Jessica MacMillan: Averted Vision
Through her sculptures and installations, Jessica MacMillan focuses on exploring the gap between daily life and the objects and scales of astronomy. ‘Averted Vision’ is a new installation that examines methods of perception by applying the logic of averted vision to an arrangement of found objects.
Ironically, when attempting to observe the most faint and distant deep-sky objects through a telescope, they can appear to blink in and out of existence entirely. Try to look directly at them, and they vanish. The trick to perceiving these dim objects is to look indirectly—just off to the left or right—using a technique called 'averted vision'. The idea is to concentrate on the target without looking directly at it.
This phenomenon exists because of two types of light-detecting cells in your retinas: cone cells and rod cells. The center of the retina is packed with cones, which are best at detecting color and fine detail. The rod cells are concentrated in a ring around the outside of the central group of cones, and are specially suited for sensing faint light in peripheral vision.
It’s because of this particular arrangement that by shifting your attention a few degrees to one side or the other allows the light to pass through the lens of your eye at a different angle, and more directly to the rod cells. In practice, the experience is strangely more like sensing than seeing.

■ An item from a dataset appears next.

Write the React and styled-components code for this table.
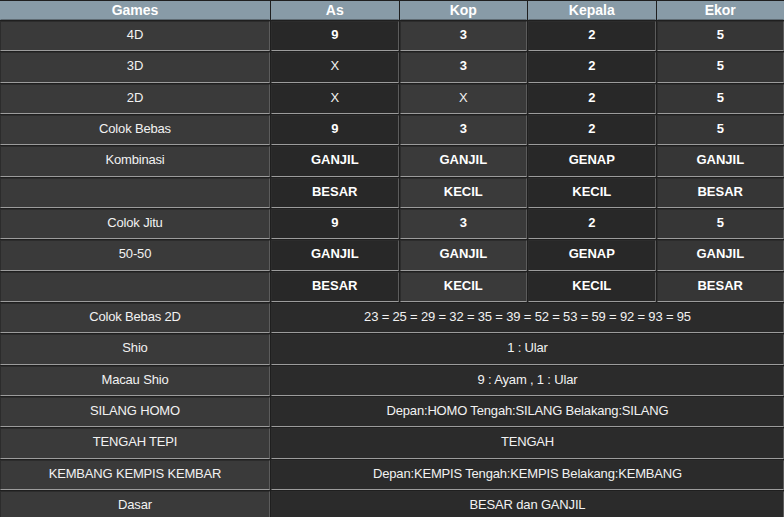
import React from "react";
import styled, { createGlobalStyle } from "styled-components";

const GlobalStyle = createGlobalStyle`
  html, body {
    margin: 0;
    padding: 0;
    background: #1f1f1f;
  }
  body {
    font-family: "Liberation Sans", Arial, sans-serif;
    overflow: hidden;
  }
`;

const Table = styled.table`
  width: calc(100% + 2px);
  margin: 0 -1px;
  border-collapse: separate;
  border-spacing: 1px;
  background: #1f1f1f;
  table-layout: fixed;
  font-size: 13px;
  color: #fff;
`;

const Head = styled.th`
  background: #889ba7;
  color: #fff;
  font-weight: bold;
  font-size: 14px;
  height: 19px;
  box-sizing: border-box;
  padding: 0;
  line-height: 17px;
  border: 1px solid #889ba7;
  border-bottom-color: #5f6b73;
`;

const colBg = ["#3a3a3a", "#282828", "#3a3a3a", "#282828", "#363636"];

const Cell = styled.td`
  background: ${(p) => (p.$wide ? "#2b2b2b" : colBg[p.$col] || "#3a3a3a")};
  text-align: center;
  font-weight: ${(p) => (p.$bold ? "bold" : "normal")};
  letter-spacing: ${(p) => (p.$bold ? "0" : "-0.17px")};
  color: ${(p) => (p.$bold ? "#fff" : "#f2f2f2")};
  height: 30.33px;
  box-sizing: border-box;
  padding: 0 4px 3px;
  border-top: 1px solid #2c2c2c;
  border-left: 1px solid #2c2c2c;
  border-bottom: 1px solid #9c9c9c;
  border-right: 1px solid #5c5c5c;
`;

const heads = ["Games", "As", "Kop", "Kepala", "Ekor"];

const grid = [
  ["4D", "9", "3", "2", "5"],
  ["3D", "X", "3", "2", "5"],
  ["2D", "X", "X", "2", "5"],
  ["Colok Bebas", "9", "3", "2", "5"],
  ["Kombinasi", "GANJIL", "GANJIL", "GENAP", "GANJIL"],
  ["", "BESAR", "KECIL", "KECIL", "BESAR"],
  ["Colok Jitu", "9", "3", "2", "5"],
  ["50-50", "GANJIL", "GANJIL", "GENAP", "GANJIL"],
  ["", "BESAR", "KECIL", "KECIL", "BESAR"],
];

const wide = [
  ["Colok Bebas 2D", "23 = 25 = 29 = 32 = 35 = 39 = 52 = 53 = 59 = 92 = 93 = 95"],
  ["Shio", "1 : Ular"],
  ["Macau Shio", "9 : Ayam , 1 : Ular"],
  ["SILANG HOMO", "Depan:HOMO Tengah:SILANG Belakang:SILANG"],
  ["TENGAH TEPI", "TENGAH"],
  ["KEMBANG KEMPIS KEMBAR", "Depan:KEMPIS Tengah:KEMPIS Belakang:KEMBANG"],
  ["Dasar", "BESAR dan GANJIL"],
];

const isBold = (v) => !/[a-z]/.test(v) && v !== "X";

export default function App() {
  return (
    <>
      <GlobalStyle />
      <Table>
        <colgroup>
          <col style={{ width: 270 }} />
          <col />
          <col />
          <col />
          <col />
        </colgroup>
        <thead>
          <tr>
            {heads.map((h) => (
              <Head key={h}>{h}</Head>
            ))}
          </tr>
        </thead>
        <tbody>
          {grid.map((row, i) => (
            <tr key={i}>
              {row.map((v, j) => (
                <Cell key={j} $col={j} $bold={j > 0 && isBold(v)}>
                  {v}
                </Cell>
              ))}
            </tr>
          ))}
          {wide.map(([label, value]) => (
            <tr key={label}>
              <Cell $col={0}>{label}</Cell>
              <Cell colSpan={4} $wide>
                {value}
              </Cell>
            </tr>
          ))}
        </tbody>
      </Table>
    </>
  );
}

Averted vision, as a technique, can be applied to other disciplines as well; it can be seen as a logic system in itself. If the object is dim, inaccessible, or imperceivably massive, search in the periphery.
Jessica MacMillan (b. 1987, New Hampshire, USA) lives and works in Oslo. This spring she is graduating from the MFA program at the Kunstakademiet, KHiO, and will be exhibiting in the upcoming MFA Avgangsutstillingen at Kunstnernes Hus, opening May 27th.